Post by Michael Sherwin »

bob wrote:
Michael Sherwin wrote:I think that the time frame that I would have made the post about LMP would have been from late 2005 to early 2006. The post do not go back that far. :(

I'll see if I can find it on Dann Corbit's site. I understand that he has the older stuff.
If you search for Greenblatt's paper in the late 60's on his chess program, you will find details about the idea given there. It is _not_ new.

In the late 60's and early 70's we _had_ to prune like that just to get to depth=5. At one node per second, hardware was very limited.
I tried to respond to BB+ on this subject at openchess, but I did not receive the activation email. So, I am ranting here. He is also saying Toga Toga Toga. Well it wasn't Toga Toga Toga it was Romi Romi Romi.

I agree that various forms of hard pruning were done at the beginning for the reason stated. However, the question was who first started doing it with LMR. I started that ball rolling, for everyone, when I tried it in RomiChessP3a and then POSTED ABOUT IT HERE IN LATE 2005, EARLY 2006. Maybe Deep Sjeng 1.5 used it before I posted about it, I don't know. The point is that I am the one that posted about it. Is it so impossible to give me any credit for it ending up in several programs and so easy to deny that my post had anything to do with it? But of course it is.
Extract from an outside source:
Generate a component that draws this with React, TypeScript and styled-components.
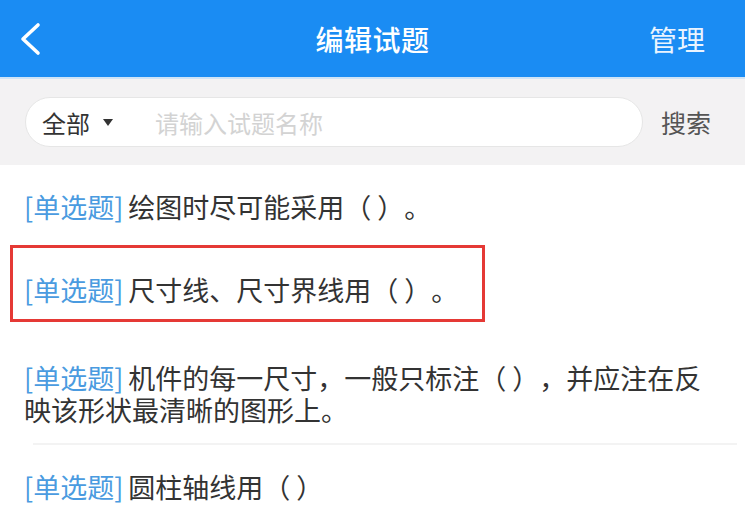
import React from 'react'
import styled, { createGlobalStyle } from 'styled-components'

type Question = { id: number; text: string; marked?: boolean; divided?: boolean }

const questions: Question[] = [
  { id: 1, text: '绘图时尽可能采用（ ）。' },
  { id: 2, text: '尺寸线、尺寸界线用（ ）。', marked: true },
  { id: 3, text: '机件的每一尺寸，一般只标注（ ），并应注在反映该形状最清晰的图形上。', divided: true },
  { id: 4, text: '圆柱轴线用（ ）' },
]

const App = () => (
  <Page>
    <GlobalStyle />
    <Header>
      <BackButton aria-label="返回">
        <svg width="22" height="34" viewBox="0 0 22 34">
          <polyline points="19,3 4,17 19,31" fill="none" stroke="#fff" strokeWidth="3.6" strokeLinecap="round" strokeLinejoin="round" />
        </svg>
      </BackButton>
      <Title>编辑试题</Title>
      <HeaderAction>管理</HeaderAction>
    </Header>

    <SearchBar>
      <SearchField>
        <Filter>
          全部
          <Caret />
        </Filter>
        <Input placeholder="请输入试题名称" />
      </SearchField>
      <SearchButton>搜索</SearchButton>
    </SearchBar>

    <List>
      {questions.map(q => (
        <Item key={q.id} $marked={q.marked} $divided={q.divided}>
          {q.marked && <Mark />}
          <Tag>[单选题]</Tag>
          {q.text}
        </Item>
      ))}
    </List>
  </Page>
)

export default App

// Styles
const GlobalStyle = createGlobalStyle`
  html, body {
    margin: 0;
    padding: 0;
    background: #fff;
  }
  body {
    font-family: "Noto Sans CJK SC", "Noto Sans", sans-serif;
  }
`

const Page = styled.div`
  width: 745px;
  min-height: 528px;
  background: #fff;
  overflow: hidden;
`

const Header = styled.header`
  height: 77px;
  background: #1a8cf3;
  border-bottom: 2px solid #cfe4f7;
  display: grid;
  grid-template-columns: 120px 1fr 120px;
  align-items: center;
  color: #fff;
`

const BackButton = styled.div`
  display: flex;
  align-items: center;
  padding-left: 19px;
  padding-top: 1px;
`

const Title = styled.h1`
  margin: 0;
  text-align: center;
  font-size: 28px;
  font-weight: 500;
  letter-spacing: 0.5px;
`

const HeaderAction = styled.div`
  text-align: right;
  padding-right: 40px;
  font-size: 28px;
  color: #eaf4ff;
`

const SearchBar = styled.div`
  height: 86px;
  background: #f3f2f3;
  display: flex;
  align-items: center;
  padding: 0 34px 0 25px;
  gap: 18px;
`

const SearchField = styled.div`
  flex: 1;
  height: 50px;
  box-sizing: border-box;
  border-radius: 25px;
  background: #fff;
  border: 1px solid #e6e6e6;
  display: flex;
  align-items: center;
  padding-left: 16px;
`

const Filter = styled.div`
  display: flex;
  align-items: center;
  gap: 13px;
  font-size: 24px;
  color: #333;
  margin-right: 40px;
`

const Caret = styled.span`
  width: 0;
  height: 0;
  border-left: 5px solid transparent;
  border-right: 5px solid transparent;
  border-top: 7px solid #333;
`

const Input = styled.input`
  flex: 1;
  min-width: 0;
  border: none;
  outline: none;
  background: transparent;
  font-family: inherit;
  font-size: 24px;
  color: #333;

  &::placeholder {
    color: #d3d3d3;
  }
`

const SearchButton = styled.div`
  font-size: 25px;
  color: #555;
`

const List = styled.div`
  display: flex;
  flex-direction: column;
`

const Item = styled.div<{ $marked?: boolean; $divided?: boolean }>`
  position: relative;
  padding: 26px 40px 25px 24px;
  padding-bottom: ${p => (p.$marked ? '30px' : p.$divided ? '19px' : '25px')};
  font-size: 27px;
  line-height: 32px;
  color: #333;
  text-spacing-trim: space-all;

  &::after {
    content: '';
    display: ${p => (p.$divided ? 'block' : 'none')};
    position: absolute;
    left: 33px;
    right: 8px;
    bottom: 0;
    height: 2px;
    background: #f3f3f3;
  }
`

const Tag = styled.span`
  color: #4a9be0;
  margin-right: 5px;
`

const Mark = styled.span`
  position: absolute;
  left: 10px;
  top: -3px;
  width: 475px;
  height: 77px;
  box-sizing: border-box;
  border: 3px solid #e53935;
  pointer-events: none;
`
Tord gave me an unspecified credit for ideas that ended up in Glaurung 2 that made Glaurung 2 much stronger. This idea is just one of the ideas that I posted about that are in Glaurung 2. But, unless Tord gives some specifics about what my contribution to Glaurung 2 was I will never get credit for anything that I have ever posted about. Except Sam Hamilton and Oliver Brauch gave me credit for my null move reduction scheme that I posted about that ended up in their engines.

If it was not for the few gracious authors that are willing to give credit where credit is due I would have kissed this place good by sooner rather than later.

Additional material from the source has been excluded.